Among the names, I wanted to check the people whom I knew: I wanted to remember them - Johnny Pedlow, Adrian Barton, Jane McIntyre, Thomas Mills, Thomas Easton, Heather Thompson and Denis Taggart. All were shot dead. All were innocent victims going about their daily business. Theirs were lost lives. But their murders were not in vain as we remember them and the others whose lives were so brutally taken. Our remembering them can lead us to make sure such cruel and mindless barbarity will not happen again.

We do well to remember that throughout our recent Troubles the position of the Catholic and Protestant churches, on the matter of paramilitary violence, was clear and unequivocal: "There is no ethical, theological or doctrinal justification for killing and bombing." From the start, the Churches affirmed that all problems could be resolved peacefully and within the law. How regrettable it is that, at that time, the leadership of the Churches was not heeded on both sides.

Ten million servicemen and civilians were killed in World War One. Many viewed the war as a tremendous waste of young lives with little gain. However, the same was not said of World War Two. Many laid down their lives so families and friends might live in freedom, and that the tyranny of Hitler's Nazism might be confronted and defeated. We remember the great truth and power in the words of a dying soldier to his comrade: "When you go home, tell them, 'For your tomorrow, we gave our today'."

At this time, we express our thanks for those who gave their lives to establish the democratic freedoms which we now enjoy. Here in Northern Ireland, we have come through an uncertain period when our democracy was under severe threat from paramilitary organisations. Their technique was to suppress all opposition. Only their voice was allowed to prevail. Therein lies a warning that democracy must be jealously guarded if we are to live in a civilised and inclusive society. That is what our forbears gave their lives for.

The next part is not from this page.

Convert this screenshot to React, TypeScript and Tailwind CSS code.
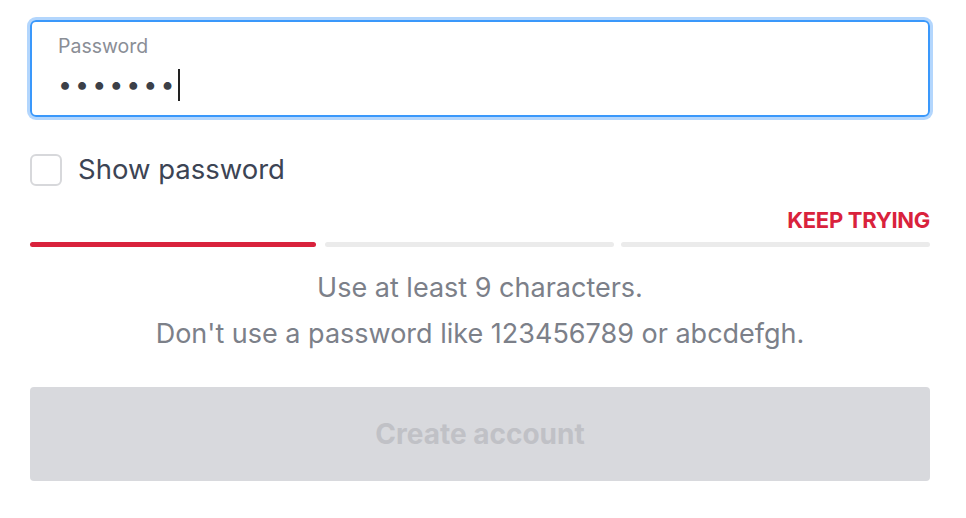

In the last century, the poet TS Eliot wrote the words: "The peace of the world is always uncertain unless people keep the peace of God." Here, Eliot was warning that peace is more than the silence of cannons. It involves entrenching ethical standards in our society such as respect for others, dignity, justice, kindness, thoughtfulness, prayer and love. At Remembrance time we are reminded about two crucial and fundamental things - to keep the peace of the world and to keep the peace of God.